=== Brief ===
Copy out all the lines exactly. Omit pictures.

-- start --

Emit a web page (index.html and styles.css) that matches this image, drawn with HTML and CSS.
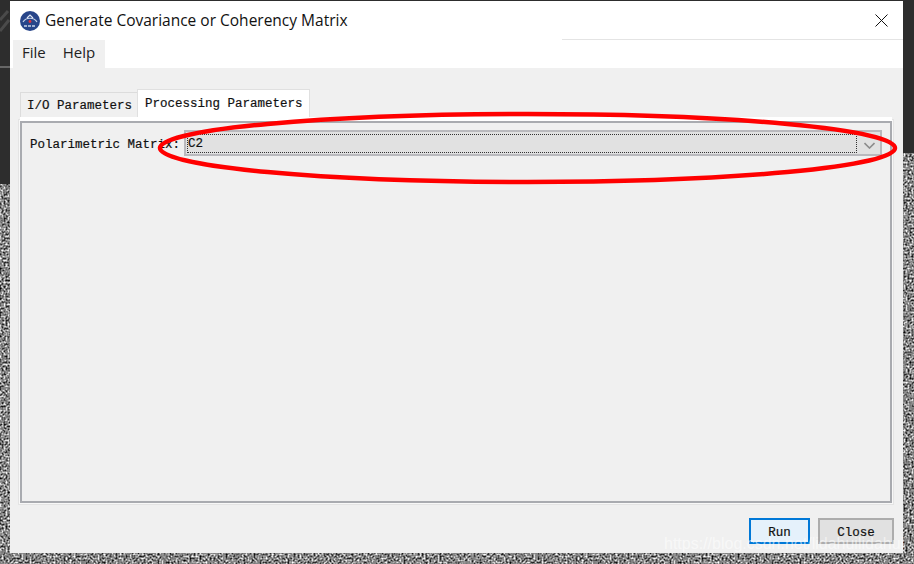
FILE: index.html
```html
<!DOCTYPE html>
<html lang="en">
<head>
<meta charset="utf-8">
<title>Generate Covariance or Coherency Matrix</title>
<link rel="stylesheet" href="styles.css">
</head>
<body>
<svg class="noise" width="914" height="564" aria-hidden="true">
  <filter id="grain" x="0" y="0" width="100%" height="100%" color-interpolation-filters="sRGB">
    <feTurbulence type="fractalNoise" baseFrequency="0.5" numOctaves="2" seed="4"/>
    <feColorMatrix type="matrix" values="1.7 0 0 0 -0.33  1.7 0 0 0 -0.33  1.7 0 0 0 -0.33  0 0 0 0 1"/>
  </filter>
  <rect width="914" height="564" filter="url(#grain)"/>
</svg>
<div class="dark"></div>
<div class="dark-left"></div>
<svg class="dark-marks" width="10" height="70" viewBox="0 0 10 70" aria-hidden="true">
  <path d="M0 20 L8 11 M0 31 L9 20" stroke="#4a4a4a" stroke-width="3" fill="none"/>
  <path d="M0 67 H10" stroke="#666" stroke-width="2" fill="none"/>
</svg>
<main class="window">
  <header class="titlebar">
    <svg class="app-icon" width="20" height="20" viewBox="0 0 20 20" aria-hidden="true">
      <circle cx="10" cy="10" r="10" fill="#27458a"/>
      <path d="M3 11 C6 6 14 6 17 11" fill="none" stroke="#c9d4ea" stroke-width="1.2"/>
      <path d="M7 7 L10 4 L13 7" fill="none" stroke="#dfe6f3" stroke-width="1.2"/>
      <circle cx="10" cy="10.5" r="1.4" fill="#e0323c"/>
      <path d="M4 15 H16" stroke="#c9d4ea" stroke-width="1.6" stroke-dasharray="3 1"/>
    </svg>
    <h1 class="title">Generate Covariance or Coherency Matrix</h1>
    <svg class="close-x" width="13" height="13" viewBox="0 0 13 13" aria-hidden="true">
      <path d="M.5 .5 L12.5 12.5 M12.5 .5 L.5 12.5" stroke="#111" stroke-width="1" fill="none"/>
    </svg>
  </header>
  <div class="menubar-row">
    <nav class="menubar"><span>File</span><span>Help</span></nav>
  </div>
  <div class="content">
    <div class="tabs">
      <div class="tab">I/O Parameters</div>
      <div class="tab active">Processing Parameters</div>
    </div>
    <section class="panel">
      <div class="field">
        <label class="field-label">Polarimetric Matrix:</label>
        <div class="combo">
          <div class="combo-value">C2</div>
          <svg class="chevron" width="11" height="7" viewBox="0 0 11 7" aria-hidden="true">
            <path d="M.5 1 L5.5 6 L10.5 1" fill="none" stroke="#8c8c8c" stroke-width="1.6"/>
          </svg>
        </div>
      </div>
    </section>
    <footer class="actions">
      <button class="btn primary">Run</button>
      <button class="btn">Close</button>
    </footer>
  </div>
</main>
<svg class="annotation" width="914" height="564" viewBox="0 0 914 564" aria-hidden="true">
  <ellipse cx="527.5" cy="148" rx="367.5" ry="34" fill="none" stroke="#f00" stroke-width="4.5"/>
</svg>
<div class="watermark">https://blog.csdn.net/lidahuilidahui</div>
</body>
</html>
```
FILE: styles.css
```css
* { box-sizing: border-box; }
html, body { margin: 0; padding: 0; }
body {
  width: 914px;
  height: 564px;
  position: relative;
  overflow: hidden;
  background: #777;
  font-family: "Liberation Mono", monospace;
  color: #111;
}
.noise { position: absolute; left: 0; top: 0; }
.dark { position: absolute; left: 0; top: 0; width: 914px; height: 153px; background: #2d2d2d; }
.dark-left { position: absolute; left: 0; top: 0; width: 10px; height: 184px; background: #2d2d2d; }
.dark-marks { position: absolute; left: 0; top: 0; }
.window {
  position: absolute;
  left: 10px;
  top: 1px;
  width: 893px;
  height: 552px;
  display: flex;
  flex-direction: column;
  background: #f0f0f0;
}
.titlebar {
  height: 39px;
  flex: none;
  display: flex;
  align-items: center;
  padding: 0 15px 0 10px;
  background: #fff;
}
.app-icon { flex: none; }
.title {
  margin: 0 0 2px 5px;
  flex: 1;
  font: 400 15.5px "Open Sans", "Noto Sans", sans-serif;
  color: #111;
}
.close-x { flex: none; }
.menubar-row {
  height: 28px;
  flex: none;
  background: #fff;
  display: flex;
  position: relative;
}
.menubar-row::after {
  content: "";
  position: absolute;
  left: 552px;
  right: 0;
  top: -1px;
  height: 1px;
  background: #e4e4e4;
}
.menubar {
  margin-left: 3px;
  width: 92px;
  display: flex;
  gap: 17px;
  padding: 2px 0 0 9px;
  background: #f0f0f0;
  font: 400 15px "Open Sans", "Noto Sans", sans-serif;
  color: #222;
}
.content {
  flex: 1;
  display: flex;
  flex-direction: column;
  padding: 21px 11px 9px 10px;
  min-height: 0;
}
.tabs { display: flex; height: 28px; flex: none; align-items: flex-end; }
.tab {
  width: 118px;
  height: 25px;
  padding: 6px 0 0 6px;
  font-size: 12.5px;
  line-height: 14px;
  -webkit-text-stroke: .2px #111;
  background: #f0f0f0;
  border: 1px solid #dcdcdc;
  border-bottom: 0;
  white-space: nowrap;
}
.tab.active {
  height: 28px;
  padding: 7px 0 0 7px;
  width: 173px;
  background: #fff;
  margin-left: -1px;
  border-color: #e0e0e0;
}
.panel {
  flex: 1;
  border: 2px solid #a9abb0;
  box-shadow: 0 -4px 0 0 #fff, 0 0 0 1px #f8f8f8, 0 0 0 2px #e4e4e4;
  padding: 7px 8px 0 8px;
  margin-top: 4px;
  min-height: 0;
}
.field { display: flex; align-items: center; height: 26px; }
.field-label {
  width: 154px;
  flex: none;
  padding-top: 4px;
  font-size: 12.5px;
  line-height: 14px;
  -webkit-text-stroke: .2px #111;
  white-space: nowrap;
}
.combo {
  flex: 1;
  height: 26px;
  display: flex;
  align-items: center;
  background: #e1e1e1;
  border: 2px solid #b9b9bd;
  padding: 0 0 0 1px;
}
.combo-value {
  flex: 1;
  height: 19px;
  border: 1px dotted #333;
  padding-top: 2px;
  font-size: 12.5px;
  line-height: 15px;
  -webkit-text-stroke: .2px #111;
}
.chevron { flex: none; margin: 4px 5px 0 7px; }
.actions {
  flex: none;
  display: flex;
  justify-content: flex-end;
  gap: 8px;
  padding-top: 15px;
  margin-right: -2px;
}
.btn {
  width: 76px;
  height: 26px;
  padding: 4px 0 0;
  background: #e1e1e1;
  border: 2px solid #adadad;
  font: 12.5px "Liberation Mono", monospace;
  -webkit-text-stroke: .2px #111;
  color: #111;
}
.btn.primary {
  width: 61px;
  background: #e5f1fb;
  border-color: #0078d7;
}
.annotation { position: absolute; left: 0; top: 0; }
.watermark {
  position: absolute;
  left: 664px;
  top: 535px;
  font: 16px "Liberation Sans", sans-serif;
  color: rgba(255, 255, 255, .55);
  white-space: nowrap;
}
```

-- end --

=== Task answer ===
Emit a web page (index.html and styles.css) that matches this image, drawn with HTML and CSS.
FILE: index.html
```html
<!DOCTYPE html>
<html lang="en">
<head>
<meta charset="utf-8">
<title>Generate Covariance or Coherency Matrix</title>
<link rel="stylesheet" href="styles.css">
</head>
<body>
<svg class="noise" width="914" height="564" aria-hidden="true">
  <filter id="grain" x="0" y="0" width="100%" height="100%" color-interpolation-filters="sRGB">
    <feTurbulence type="fractalNoise" baseFrequency="0.5" numOctaves="2" seed="4"/>
    <feColorMatrix type="matrix" values="1.7 0 0 0 -0.33  1.7 0 0 0 -0.33  1.7 0 0 0 -0.33  0 0 0 0 1"/>
  </filter>
  <rect width="914" height="564" filter="url(#grain)"/>
</svg>
<div class="dark"></div>
<div class="dark-left"></div>
<svg class="dark-marks" width="10" height="70" viewBox="0 0 10 70" aria-hidden="true">
  <path d="M0 20 L8 11 M0 31 L9 20" stroke="#4a4a4a" stroke-width="3" fill="none"/>
  <path d="M0 67 H10" stroke="#666" stroke-width="2" fill="none"/>
</svg>
<main class="window">
  <header class="titlebar">
    <svg class="app-icon" width="20" height="20" viewBox="0 0 20 20" aria-hidden="true">
      <circle cx="10" cy="10" r="10" fill="#27458a"/>
      <path d="M3 11 C6 6 14 6 17 11" fill="none" stroke="#c9d4ea" stroke-width="1.2"/>
      <path d="M7 7 L10 4 L13 7" fill="none" stroke="#dfe6f3" stroke-width="1.2"/>
      <circle cx="10" cy="10.5" r="1.4" fill="#e0323c"/>
      <path d="M4 15 H16" stroke="#c9d4ea" stroke-width="1.6" stroke-dasharray="3 1"/>
    </svg>
    <h1 class="title">Generate Covariance or Coherency Matrix</h1>
    <svg class="close-x" width="13" height="13" viewBox="0 0 13 13" aria-hidden="true">
      <path d="M.5 .5 L12.5 12.5 M12.5 .5 L.5 12.5" stroke="#111" stroke-width="1" fill="none"/>
    </svg>
  </header>
  <div class="menubar-row">
    <nav class="menubar"><span>File</span><span>Help</span></nav>
  </div>
  <div class="content">
    <div class="tabs">
      <div class="tab">I/O Parameters</div>
      <div class="tab active">Processing Parameters</div>
    </div>
    <section class="panel">
      <div class="field">
        <label class="field-label">Polarimetric Matrix:</label>
        <div class="combo">
          <div class="combo-value">C2</div>
          <svg class="chevron" width="11" height="7" viewBox="0 0 11 7" aria-hidden="true">
            <path d="M.5 1 L5.5 6 L10.5 1" fill="none" stroke="#8c8c8c" stroke-width="1.6"/>
          </svg>
        </div>
      </div>
    </section>
    <footer class="actions">
      <button class="btn primary">Run</button>
      <button class="btn">Close</button>
    </footer>
  </div>
</main>
<svg class="annotation" width="914" height="564" viewBox="0 0 914 564" aria-hidden="true">
  <ellipse cx="527.5" cy="148" rx="367.5" ry="34" fill="none" stroke="#f00" stroke-width="4.5"/>
</svg>
<div class="watermark">https://blog.csdn.net/lidahuilidahui</div>
</body>
</html>
```
FILE: styles.css
```css
* { box-sizing: border-box; }
html, body { margin: 0; padding: 0; }
body {
  width: 914px;
  height: 564px;
  position: relative;
  overflow: hidden;
  background: #777;
  font-family: "Liberation Mono", monospace;
  color: #111;
}
.noise { position: absolute; left: 0; top: 0; }
.dark { position: absolute; left: 0; top: 0; width: 914px; height: 153px; background: #2d2d2d; }
.dark-left { position: absolute; left: 0; top: 0; width: 10px; height: 184px; background: #2d2d2d; }
.dark-marks { position: absolute; left: 0; top: 0; }
.window {
  position: absolute;
  left: 10px;
  top: 1px;
  width: 893px;
  height: 552px;
  display: flex;
  flex-direction: column;
  background: #f0f0f0;
}
.titlebar {
  height: 39px;
  flex: none;
  display: flex;
  align-items: center;
  padding: 0 15px 0 10px;
  background: #fff;
}
.app-icon { flex: none; }
.title {
  margin: 0 0 2px 5px;
  flex: 1;
  font: 400 15.5px "Open Sans", "Noto Sans", sans-serif;
  color: #111;
}
.close-x { flex: none; }
.menubar-row {
  height: 28px;
  flex: none;
  background: #fff;
  display: flex;
  position: relative;
}
.menubar-row::after {
  content: "";
  position: absolute;
  left: 552px;
  right: 0;
  top: -1px;
  height: 1px;
  background: #e4e4e4;
}
.menubar {
  margin-left: 3px;
  width: 92px;
  display: flex;
  gap: 17px;
  padding: 2px 0 0 9px;
  background: #f0f0f0;
  font: 400 15px "Open Sans", "Noto Sans", sans-serif;
  color: #222;
}
.content {
  flex: 1;
  display: flex;
  flex-direction: column;
  padding: 21px 11px 9px 10px;
  min-height: 0;
}
.tabs { display: flex; height: 28px; flex: none; align-items: flex-end; }
.tab {
  width: 118px;
  height: 25px;
  padding: 6px 0 0 6px;
  font-size: 12.5px;
  line-height: 14px;
  -webkit-text-stroke: .2px #111;
  background: #f0f0f0;
  border: 1px solid #dcdcdc;
  border-bottom: 0;
  white-space: nowrap;
}
.tab.active {
  height: 28px;
  padding: 7px 0 0 7px;
  width: 173px;
  background: #fff;
  margin-left: -1px;
  border-color: #e0e0e0;
}
.panel {
  flex: 1;
  border: 2px solid #a9abb0;
  box-shadow: 0 -4px 0 0 #fff, 0 0 0 1px #f8f8f8, 0 0 0 2px #e4e4e4;
  padding: 7px 8px 0 8px;
  margin-top: 4px;
  min-height: 0;
}
.field { display: flex; align-items: center; height: 26px; }
.field-label {
  width: 154px;
  flex: none;
  padding-top: 4px;
  font-size: 12.5px;
  line-height: 14px;
  -webkit-text-stroke: .2px #111;
  white-space: nowrap;
}
.combo {
  flex: 1;
  height: 26px;
  display: flex;
  align-items: center;
  background: #e1e1e1;
  border: 2px solid #b9b9bd;
  padding: 0 0 0 1px;
}
.combo-value {
  flex: 1;
  height: 19px;
  border: 1px dotted #333;
  padding-top: 2px;
  font-size: 12.5px;
  line-height: 15px;
  -webkit-text-stroke: .2px #111;
}
.chevron { flex: none; margin: 4px 5px 0 7px; }
.actions {
  flex: none;
  display: flex;
  justify-content: flex-end;
  gap: 8px;
  padding-top: 15px;
  margin-right: -2px;
}
.btn {
  width: 76px;
  height: 26px;
  padding: 4px 0 0;
  background: #e1e1e1;
  border: 2px solid #adadad;
  font: 12.5px "Liberation Mono", monospace;
  -webkit-text-stroke: .2px #111;
  color: #111;
}
.btn.primary {
  width: 61px;
  background: #e5f1fb;
  border-color: #0078d7;
}
.annotation { position: absolute; left: 0; top: 0; }
.watermark {
  position: absolute;
  left: 664px;
  top: 535px;
  font: 16px "Liberation Sans", sans-serif;
  color: rgba(255, 255, 255, .55);
  white-space: nowrap;
}
```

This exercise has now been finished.